Kensington Market, October 18, 2008, before the great plague of the undead which struck Toronto that year
I’ve commuted to work downtown for the past three months. Nothing usually tickles my imagination, apart from the occasional
encounters with people who block entry to the empty bus seat beside them, or
that time a man spent the entire subway ride relating to me the gruesome
details of his buddy’s motorcycle accident.
Last week it became apparent how zombified
my fellow commuters look on a Monday morning. My sense of this might have been heightened
by my own level of fatigue, due to a rough night (unlike motorcycle accident
man, you’ll be spared the details), or perhaps something in the air turned upstanding
Torontonians like myself into semi-conscious zombies.
The shuffle of fellow passengers boarding
the bus. The glossy, dead eyes of teenagers headed to school. The higher-than-average
number of heads which gravity forced toward their chests. The occasional snore
heard on the southbound train. The commuters attempting to exit the subway
station via the “enter” turnstiles. The remnants of a Tim Horton’s spill on the
stairs leading into the office complex.
All that was missing was the low drone of
“braaainnns”
***
This morning, I noticed the same patterns,
sans turnstile clumsiness and Tim Horton spills. It’s tempting to argue the TTC
itself suffered a case of zombieitis on the Yonge line, except that extended
subway rides due to signal issues are a fact of life.
Questions racing through my head as I surveyed
the sleepy hordes:
- Are they tired from Black Friday weekend shopping and/or the first major blast of holiday festivities?
- Are they struggling to rouse themselves to mentally prepare themselves for work they dislike?

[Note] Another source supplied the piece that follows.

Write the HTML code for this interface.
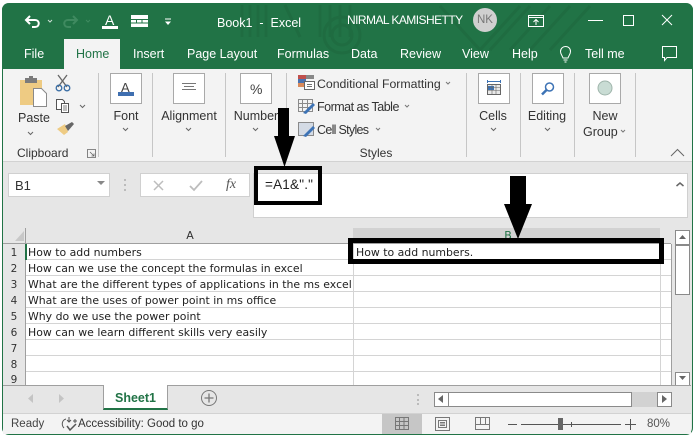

Have they told Santa all they want for Christmas is not two front teeth, but a new job?
- Are they slowly losing their brain capacity, as the cells in their head slowly mutate into goo?
- Are they catatonic from the news that Denzil Minnan-Wong is Toronto’s new deputy mayor?
- Should I worry that the snoring guy beside me will collapse on my shoulder, briefly wake up, and eat my brain? (Follow-up question: should TTC officials Andy Byford and Brad Ross make a video next Hallowe’en explaining how to handle such a situation?)